Milan and design – the risk of losing identity to commercial instinct

Though studioutte’s scope is international, Milan is still home. But with the city in constant flux, is it at risk of losing its identity?

Giagnotti: “In the past, Milan’s design, art, and fashion scenes were grounded in a strong cultural framework. Everything created here had a background—intellectual, literary, theoretical. You could name Munari or Castiglioni, but also the Maniera. That cultural density shaped the product itself—you can see it even in the last gasps of kitsch.”

“Since the 2000s, that approach has faded, replaced by a shallow focus on trends. Now Gio Ponti is back, Sottsass is back, black-and-white minimalism is back. Today everyone’s doing beige homes in the Zara Home style, because the velvet-and-brass phase ended. But these shifts lack a deeper foundation—there’s no theoretical commitment to the objects being designed.”

The Fuorisalone – from design platform to “event factory”

This ties into the debate around Milan’s Fuorisalone—seen by some as the crown jewel of the city’s design scene, but also as an “event factory” driven more by marketing than substance.

“It’s still a key moment,” says Gola. “It gives access to intellectuals, journalists, and high-spending clients who are all in Milan for that one week thanks to the pull of Fuorisalone and Salone del Mobile. But it’s collided with the ‘Milano da bere’ attitude. And now, even among design companies, there’s a tendency to copy one another just to chase trends.”

Gola: “The identity crisis is clearest during events like Fuorisalone. You move from one place to another, but you can’t always remember what you’ve seen. It’s hard to make a lasting impression.”

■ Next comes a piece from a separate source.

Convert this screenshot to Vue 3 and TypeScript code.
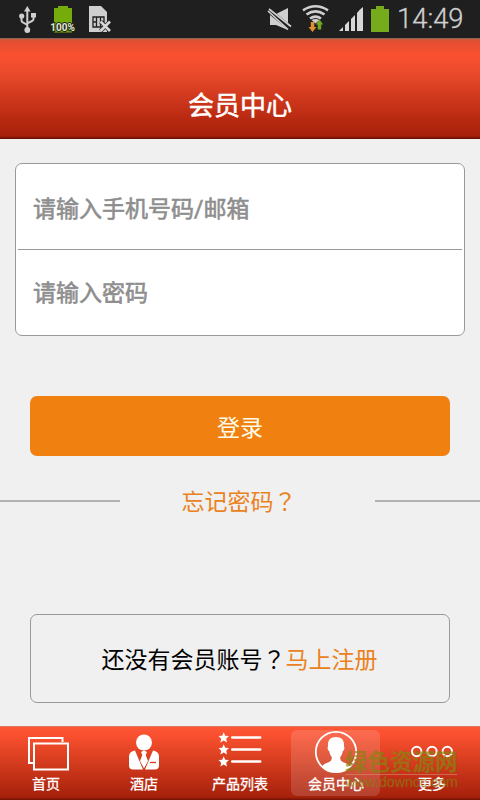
<script setup lang="ts">
import { ref } from 'vue'

type TabId = 'home' | 'hotel' | 'products' | 'member' | 'more'

const tabs: { id: TabId; label: string }[] = [
  { id: 'home', label: '首页' },
  { id: 'hotel', label: '酒店' },
  { id: 'products', label: '产品列表' },
  { id: 'member', label: '会员中心' },
  { id: 'more', label: '更多' },
]

const active = ref<TabId>('member')
const account = ref('')
const password = ref('')
</script>

<template>
  <div class="screen">
    <div class="status">
      <svg class="status-left" viewBox="0 0 120 38" width="120" height="38">
        <g stroke="#cfcfcf" fill="none" stroke-width="2">
          <path d="M27.3 10v20M21.500 17v3.500q0 1.500 1.500 2l4.300 2.500M33.500 16v3q0 1.500-1.500 2l-4.700 2.300" />
        </g>
        <path d="M27.300 6l3.300 5.500h-6.600zM31 13h5v4.500h-5z" fill="#cfcfcf" />
        <circle cx="21.700" cy="16" r="2.600" fill="#cfcfcf" />
        <circle cx="27.300" cy="30" r="2.900" fill="#cfcfcf" />
        <path d="M54 8h4V6h10v2h4v24.500H54z" fill="#76ab0c" />
        <text x="62.500" y="30.800" class="charge">100%</text>
        <path d="M89 6h12l6 6v20H89z" fill="#cfcfcf" />
        <path d="M93 17h11v10H93zM96.500 17v10M100.500 17v10M93 22h3.500M100.500 22h4" stroke="#1f1f1f" stroke-width="1.300" fill="none" />
        <path d="M100.500 21.500l9.500 9.500M110 21.500l-9.500 9.500" stroke="#1f1f1f" stroke-width="4" />
        <path d="M100.500 21.500l9.500 9.500M110 21.500l-9.500 9.500" stroke="#d8d8d8" stroke-width="2.700" />
      </svg>
      <div class="status-right">
        <svg viewBox="260 0 130 38" width="130" height="38">
          <path d="M270 14h6l12-6v22l-12-5h-6z" fill="#cfcfcf" />
          <path d="M268 10l22 18" stroke="#1f1f1f" stroke-width="5" />
          <path d="M268 11l20 18.500M269 9l22 17.500" stroke="#cfcfcf" stroke-width="1.700" />
          <g fill="none" stroke="#cfcfcf" stroke-width="2.600">
            <path d="M303 10.300q12.500-8 25 0M306.500 14.500q9-6.200 18 0M310 18.500q5.500-3.800 11 0" />
          </g>
          <path d="M311.500 20q4-2 8 0l-4 3.500z" fill="#cfcfcf" />
          <path d="M310.800 22h3.500v5h2.200l-4 5-4-5h2.300z" fill="#e09032" />
          <path d="M317.700 29.500h3.500v-5h2l-3.700-5-3.700 5h1.900z" fill="#74a81f" />
          <path d="M339 31l4-4v4zM345 25l4-4v10h-4zM351 19l4-4v16h-4zM357 13l3-3.500V31h-3zM360 9.500l3-2.500v24h-3z" fill="#d8d8d8" />
          <path d="M350 20v11M356 14v17" stroke="#1f1f1f" stroke-width="2" />
          <path d="M371 9h5V6h8v3h5v23h-18z" fill="#76ab1b" />
        </svg>
        <span class="clock">14:49</span>
      </div>
    </div>

    <header class="header"><h1>会员中心</h1></header>

    <main class="content">
      <form class="fields" @submit.prevent>
        <input v-model="account" type="text" placeholder="请输入手机号码/邮箱" />
        <div class="divider"></div>
        <input v-model="password" type="password" placeholder="请输入密码" />
      </form>
      <button class="login" type="button">登录</button>
      <div class="forgot">
        <span class="rule left"></span>
        <a>忘记密码<span class="mark">？</span></a>
        <span class="rule right"></span>
      </div>
      <div class="register">
        <p>还没有会员账号<span class="mark">？</span><a>马上注册</a></p>
      </div>
    </main>

    <nav class="tabs">
      <button
        v-for="tab in tabs"
        :key="tab.id"
        type="button"
        class="tab"
        :class="[tab.id, { active: tab.id === active }]"
        @click="active = tab.id"
      >
        <svg v-if="tab.id === 'home'" width="48" height="44" viewBox="0 0 48 44">
          <path d="M38.500 12V8H5v25h4M10 13.500h34v26H10z" fill="none" stroke="#fff" stroke-width="2" />
        </svg>
        <svg v-else-if="tab.id === 'hotel'" width="48" height="44" viewBox="0 0 48 44">
          <g fill="#fff">
            <circle cx="24" cy="12.500" r="8" />
            <path d="M15 20.500l8 19h-10q-4 0-4-4v-9q0-5 6-6zM33 20.500l-8 19h10q4 0 4-4v-9q0-5-6-6zM21 22l3-1.500 3 1.500-1.300 3L28 31l-4 7.500L20 31l2.300-6z" />
          </g>
          <path d="M30 32.500h6" stroke="#d33c20" stroke-width="1.300" />
        </svg>
        <svg v-else-if="tab.id === 'products'" width="48" height="44" viewBox="0 0 48 44">
          <g v-for="row in [7.5, 19.500, 31.500]" :key="row" :transform="`translate(7.700 ${row})`">
            <path d="M0-5.200L1.500-1.700 5.200-1.400 2.500 1.200 3.300 5 0 3 -3.300 5 -2.500 1.200-5.200-1.400-1.500-1.700z" fill="#fff" />
            <path d="M8.500 0h28" stroke="#fff" stroke-width="2.400" stroke-linecap="round" />
          </g>
        </svg>
        <svg v-else-if="tab.id === 'member'" width="48" height="44" viewBox="0 0 48 44">
          <circle cx="24" cy="22" r="20.200" fill="none" stroke="#fff" stroke-width="1.800" />
          <path d="M24 7c-6 0-8.500 3.500-8 9.500-1 1.500 0 4 1.300 4.800.4 3 1.300 4.500 2.500 5.700 0 4-1.500 4.700-5 6-2 .8-3.500 1.500-4.500 3.200A19 19 0 0 0 24 42a19 19 0 0 0 13.700-5.800c-1-1.700-2.500-2.400-4.500-3.200-3.500-1.300-5-2-5-6 1.200-1.200 2.100-2.700 2.500-5.700 1.300-.8 2.300-3.300 1.300-4.800.5-6-2-9.500-8-9.500z" fill="#fff" />
        </svg>
        <svg v-else width="48" height="44" viewBox="0 0 48 44">
          <g fill="none" stroke="#fff" stroke-width="2">
            <circle cx="8.700" cy="21.500" r="4.700" />
            <circle cx="24" cy="21.500" r="4.700" />
            <circle cx="39.300" cy="21.500" r="4.700" />
          </g>
        </svg>
        <span>{{ tab.label }}</span>
      </button>
      <div class="watermark">
        <strong>绿色资源网</strong>
        <span>www.downcc.com</span>
      </div>
    </nav>
  </div>
</template>

<style>
body {
  margin: 0;
}
</style>

<style scoped>
.screen {
  width: 480px;
  height: 800px;
  display: flex;
  flex-direction: column;
  overflow: hidden;
  background: #f0f0f0;
  font-family: Roboto, "Noto Sans CJK SC", sans-serif;
}
.status {
  height: 38px;
  flex: none;
  display: flex;
  justify-content: space-between;
  background: #1f1f1f;
}
.charge {
  font: bold 10px Roboto, sans-serif;
  text-anchor: middle;
  fill: #e2e6da;
  stroke: #20290e;
  stroke-width: 2px;
  paint-order: stroke;
}
.status-right {
  display: flex;
  width: 220px;
}
.clock {
  padding-left: 7px;
  font-size: 27.400px;
  line-height: 38px;
  color: #cfcfcf;
  font-weight: 300;
  -webkit-text-stroke: 0.3px #cfcfcf;
}
.header {
  height: 101px;
  flex: none;
  box-sizing: border-box;
  padding-top: 49px;
  border-top: 1px solid #8d6257;
  border-bottom: 1px solid #6c1006;
  background: linear-gradient(#c65b43 0, #e14e31 2px, #fa5130 16px, #ec4b2c 32px, #b62810 82px, #a6210b 97px, #7e1507 99px);
}
h1 {
  margin: 0;
  text-align: center;
  color: #fff;
  font-size: 26px;
  line-height: 36px;
  font-weight: 400;
  -webkit-text-stroke: 0.5px #fff;
}
.content {
  flex: 1;
  display: flex;
  flex-direction: column;
}
.fields {
  box-sizing: border-box;
  height: 173px;
  margin: 24px 15px 0;
  padding: 0 2px;
  border: 1px solid #999;
  border-radius: 7px;
  background: #fff;
  display: flex;
  flex-direction: column;
}
.fields input {
  height: 85px;
  box-sizing: border-box;
  padding: 5px 15px 0;
  border: 0;
  outline: 0;
  background: transparent;
  font: 400 23px Roboto, "Noto Sans CJK SC", sans-serif;
}
.fields input:last-child {
  padding-top: 2px;
}
.fields input::placeholder {
  color: #8e8e8e;
  -webkit-text-stroke: 0.6px #8e8e8e;
}
.divider {
  height: 1px;
  background: #999;
}
.login {
  height: 60px;
  margin: 60px 30px 0;
  padding: 0 0 1px;
  border: 0;
  border-radius: 7px;
  background: #f08010;
  color: #fffbe8;
  font: 23px "Noto Sans CJK SC", sans-serif;
}
.forgot {
  height: 34px;
  margin-top: 28px;
  display: flex;
  align-items: center;
  justify-content: space-between;
}
.rule {
  height: 2px;
  background: #b1b1b1;
}
.rule.left {
  width: 120px;
}
.rule.right {
  width: 105px;
}
.forgot a {
  margin-right: 17px;
  padding-top: 3px;
}
.forgot a,
.register {
  font-size: 23px;
  line-height: 34px;
}
.forgot a,
.register a {
  color: #ea8222;
}
.mark {
  font-family: "Noto Sans CJK TC", sans-serif;
  line-height: 1;
}
.register {
  height: 89px;
  box-sizing: border-box;
  margin: 96px 30px 0;
  padding: 4px 1px 0 0;
  border: 1px solid #999;
  border-radius: 7px;
  display: flex;
  align-items: center;
  justify-content: center;
  color: #000;
}
.register p {
  margin: 0;
}
.tabs {
  position: relative;
  height: 74px;
  flex: none;
  box-sizing: border-box;
  display: flex;
  border-top: 1px solid #e57862;
  border-bottom: 1px solid #771407;
  background: linear-gradient(#fb5736 0, #fb5030 8px, #ec4928 18px, #a6210b 70px, #861708 72px);
}
.tab {
  width: 96px;
  height: 66px;
  margin-top: 3px;
  padding: 0;
  border: 0;
  background: none;
  color: #fff;
  display: flex;
  flex-direction: column;
  align-items: center;
  font: 14px/18px "Noto Sans CJK SC", sans-serif;
}
.tab span {
  -webkit-text-stroke: 0.3px #fff;
}
.tab.home span {
  padding-right: 4px;
}
.tab.active {
  width: 89px;
  margin-left: 3px;
  margin-right: 4px;
  border-radius: 6px;
  background: rgba(255, 255, 255, 0.14);
}
.tab.active span {
  padding-left: 1px;
}
.tab svg {
  display: block;
  flex: none;
}
.watermark {
  position: absolute;
  left: 345px;
  top: 19px;
  width: 112px;
  display: flex;
  flex-direction: column;
  color: #84860f;
  opacity: 0.68;
  pointer-events: none;
  white-space: nowrap;
}
.watermark strong {
  font: bold 22.500px/28px "Noto Sans CJK SC", sans-serif;
  border-bottom: 1px solid #d9826a;
}
.watermark span {
  font: 14.200px/14px "Liberation Sans", sans-serif;
}
</style>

Giagnotti adds: “Even if you see the most interesting thing in the world, if it’s the last day and you’re overstimulated, you lose focus. It’s like Tefaf Maastricht—a meeting point for the world’s best galleries, from antiques to contemporary. People are there for a purpose. Fuorisalone, by contrast, has become a free-for-all for fashion, automotive, food. Everything becomes commercialized.